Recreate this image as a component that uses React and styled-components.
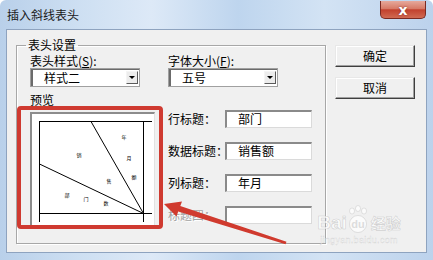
import React from 'react';
import styled, { createGlobalStyle } from 'styled-components';

const GlobalStyle = createGlobalStyle`
  html, body {
    margin: 0;
    padding: 0;
  }
  body {
    width: 433px;
    height: 260px;
    overflow: hidden;
    font-family: "Noto Sans CJK SC", "Liberation Sans", sans-serif;
    font-size: 12px;
    color: #000;
  }
`;

const Window = styled.div`
  position: relative;
  width: 433px;
  height: 260px;
  box-sizing: border-box;
  padding: 0 6px 7px 6px;
  display: flex;
  flex-direction: column;
  background: linear-gradient(
    to right,
    #b9d0ea 0%,
    #cddff2 18%,
    #dde9f7 35%,
    #bed5ee 55%,
    #d3e3f4 75%,
    #bcd2ec 100%
  );
  border-radius: 6px 6px 0 0;
  overflow: hidden;
`;

const TitleBar = styled.div`
  height: 29px;
  display: flex;
  align-items: flex-start;
`;

const Title = styled.div`
  margin: 8px 0 0 1px;
  line-height: 14px;
  font-size: 12px;
  color: #1a1a1a;
`;

const CloseButton = styled.div`
  margin: 1px 1px 0 auto;
  width: 46px;
  height: 18px;
  box-sizing: border-box;
  border: 1px solid #7a2a22;
  border-top: none;
  border-radius: 0 0 5px 5px;
  background: linear-gradient(#e6a99c 0%, #d77a66 45%, #c2412e 52%, #d06a52 100%);
  display: flex;
  align-items: center;
  justify-content: center;
  color: #fff;
  font-family: "DejaVu Sans", sans-serif;
  font-weight: bold;
  font-size: 14px;
  line-height: 14px;
  text-shadow: 0 0 2px #7a2a22;
`;

const Body = styled.div`
  flex: 1;
  border: 1px solid #8ea3bf;
  background: #f0f0f0;
  display: flex;
  align-items: flex-start;
  padding: 8px 0 0 9px;
`;

const GroupBox = styled.fieldset`
  margin: 0;
  padding: 0;
  width: 310px;
  box-sizing: border-box;
  border: 1px solid #a7a7a7;
  box-shadow: 1px 1px 0 #fff, inset 1px 1px 0 #fff;
`;

const Legend = styled.legend`
  margin-left: 9px;
  padding: 0 2px;
  line-height: 14px;
  font-size: 12px;
`;

const GroupContent = styled.div`
  padding: 2px 12px 15px 13px;
`;

const TopGrid = styled.div`
  display: grid;
  grid-template-columns: 125px 1fr;
  column-gap: 13px;
`;

const Label = styled.div`
  line-height: 14px;
  height: 14px;
  white-space: nowrap;
  color: ${(p) => (p.$disabled ? '#a3a3a3' : '#000')};
  text-shadow: ${(p) => (p.$disabled ? '1px 1px 0 #fff' : 'none')};
`;

const Combo = styled.div`
  width: 110px;
  height: 19px;
  box-sizing: border-box;
  border: 1px solid #a0a0a0;
  box-shadow: inset 2px 1px 0 #6b6b6b;
  background: #fff;
  display: flex;
  align-items: center;
  padding: 0 1px 0 13px;
  line-height: 14px;
`;

const ComboText = styled.span`
  flex: 1;
`;

const DropButton = styled.div`
  width: 12px;
  height: 13px;
  box-sizing: border-box;
  border: 1px solid;
  border-color: #f4f4f4 #5a5a5a #5a5a5a #f4f4f4;
  background: #ececec;
  display: flex;
  align-items: center;
  justify-content: center;

  &::after {
    content: '';
    border-left: 3px solid transparent;
    border-right: 3px solid transparent;
    border-top: 3px solid #000;
  }
`;

const PreviewLabel = styled(Label)`
  margin-top: 6px;
`;

const BottomRow = styled.div`
  display: flex;
  align-items: flex-start;
  gap: 13px;
`;

const PreviewFrame = styled.div`
  margin-top: 5px;
  width: 125px;
  height: 116px;
  box-sizing: border-box;
  border-style: solid;
  border-width: 2px 1px 1px 2px;
  border-color: #8c8c8c #e2e2e2 #e2e2e2 #8c8c8c;
  background: #fff;
`;

const FieldList = styled.div`
  margin-top: 3px;
  display: flex;
  flex-direction: column;
  gap: 14px;
`;

const FieldRow = styled.div`
  display: grid;
  grid-template-columns: 57px 87px;
  align-items: center;
  height: 18px;
`;

const TextBox = styled.div`
  height: 18px;
  box-sizing: border-box;
  border-style: solid;
  border-width: 2px 1px 1px 2px;
  border-color: #8a8a8a #dadada #dadada #8a8a8a;
  background: #fff;
  padding-left: 11px;
  line-height: 14px;
  white-space: nowrap;
`;

const ButtonColumn = styled.div`
  margin: 7px 0 0 9px;
  display: flex;
  flex-direction: column;
  gap: 10px;
`;

const Button = styled.div`
  width: 80px;
  height: 22px;
  box-sizing: border-box;
  border: 1px solid;
  border-color: #e8e8e8 #3f3f3f #3f3f3f #e8e8e8;
  box-shadow: inset -1px -1px 0 #a0a0a0, inset 1px 1px 0 #fff;
  background: #f0f0f0;
  display: flex;
  align-items: center;
  justify-content: center;
  line-height: 14px;
`;

const Highlight = styled.div`
  position: absolute;
  left: 17px;
  top: 106px;
  width: 146px;
  height: 123px;
  box-sizing: border-box;
  border: 4px solid #cf3a30;
  border-radius: 4px;
  pointer-events: none;
`;

const Overlay = styled.svg`
  position: absolute;
  left: 0;
  top: 0;
  pointer-events: none;
`;

const Watermark = styled.div`
  position: absolute;
  left: 313px;
  top: 205px;
  width: 92px;
  display: flex;
  flex-direction: column;
  align-items: center;
  color: rgba(255, 255, 255, 0.7);
  pointer-events: none;
`;

const MarkLine = styled.div`
  display: flex;
  align-items: flex-end;
  font-family: "Liberation Sans", sans-serif;
  font-weight: bold;
  font-size: 19px;
  line-height: 20px;
  -webkit-text-stroke: 0.6px rgba(160, 160, 160, 0.45);
`;

const MarkCn = styled.span`
  font-family: "Noto Sans CJK SC", sans-serif;
  font-size: 15px;
  margin-left: 2px;
`;

const MarkUrl = styled.div`
  margin-top: 3px;
  font-family: "Liberation Sans", sans-serif;
  font-size: 9px;
  line-height: 9px;
  letter-spacing: 0.3px;
  -webkit-text-stroke: 0.3px rgba(160, 160, 160, 0.45);
`;

const Paw = () => (
  <svg width="22" height="28" viewBox="0 0 22 28">
    <g fill="rgba(255,255,255,0.7)" stroke="rgba(160,160,160,0.45)" strokeWidth="0.6">
      <ellipse cx="5" cy="6" rx="2.5" ry="3" />
      <ellipse cx="11" cy="3.5" rx="2.5" ry="3" />
      <ellipse cx="17" cy="6" rx="2.5" ry="3" />
      <circle cx="11" cy="19" r="8.5" />
    </g>
    <text x="11" y="23" textAnchor="middle" fontSize="11" fontWeight="bold"
      fontFamily="Liberation Sans, sans-serif" fill="rgba(200,200,200,0.6)">du</text>
  </svg>
);

const marks = [
  [47, 43, '销'], [92, 25, '年'], [97, 46, '月'], [102, 65, '额'],
  [77, 69, '售'], [35, 83, '部'], [54, 87, '门'], [74, 91, '数'],
];

const PreviewDrawing = () => (
  <svg width="122" height="113" viewBox="0 0 122 113">
    <g stroke="#000" strokeWidth="1" fill="none" shapeRendering="crispEdges">
      <line x1="7" y1="7.5" x2="120" y2="7.5" />
      <line x1="7" y1="99.5" x2="120" y2="99.5" />
      <line x1="7.5" y1="7" x2="7.5" y2="108" />
      <line x1="111.5" y1="7" x2="111.5" y2="108" />
    </g>
    <g stroke="#000" strokeWidth="1">
      <line x1="111.5" y1="99.5" x2="59" y2="7.5" />
      <line x1="111.5" y1="99.5" x2="7.5" y2="50" />
    </g>
    {marks.map(([x, y, c]) => (
      <text key={c} x={x} y={y} fontSize="5" fill="#000" textAnchor="middle"
        fontFamily="Noto Sans CJK SC, sans-serif">{c}</text>
    ))}
  </svg>
);

const fields = [
  { label: '行标题：', value: '部门' },
  { label: '数据标题：', value: '销售额' },
  { label: '列标题：', value: '年月' },
  { label: '标题四：', value: '', disabled: true },
];

export default function App() {
  return (
    <>
      <GlobalStyle />
      <Window>
        <TitleBar>
          <Title>插入斜线表头</Title>
          <CloseButton>x</CloseButton>
        </TitleBar>
        <Body>
          <GroupBox>
            <Legend>表头设置</Legend>
            <GroupContent>
              <TopGrid>
                <Label>表头样式(<u>S</u>):</Label>
                <Label>字体大小(<u>F</u>):</Label>
                <Combo>
                  <ComboText>样式二</ComboText>
                  <DropButton />
                </Combo>
                <Combo>
                  <ComboText>五号</ComboText>
                  <DropButton />
                </Combo>
              </TopGrid>
              <PreviewLabel>预览</PreviewLabel>
              <BottomRow>
                <PreviewFrame>
                  <PreviewDrawing />
                </PreviewFrame>
                <FieldList>
                  {fields.map((f) => (
                    <FieldRow key={f.label}>
                      <Label $disabled={f.disabled}>{f.label}</Label>
                      <TextBox>{f.value}</TextBox>
                    </FieldRow>
                  ))}
                </FieldList>
              </BottomRow>
            </GroupContent>
          </GroupBox>
          <ButtonColumn>
            <Button>确定</Button>
            <Button>取消</Button>
          </ButtonColumn>
        </Body>
        <Watermark>
          <MarkLine>
            Bai
            <Paw />
            <MarkCn>经验</MarkCn>
          </MarkLine>
          <MarkUrl>jingyan.baidu.com</MarkUrl>
        </Watermark>
        <Highlight />
        <Overlay width="433" height="260" viewBox="0 0 433 260">
          <polygon
            fill="#d03a2e"
            points="164,204 182,201.5 180.3,206 286.5,241.8 285.5,244.2 178.2,211.6 176.5,216.5"
          />
        </Overlay>
      </Window>
    </>
  );
}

########

Check each line of the data above for the string "components", then report how many lines have it, with no other words.

2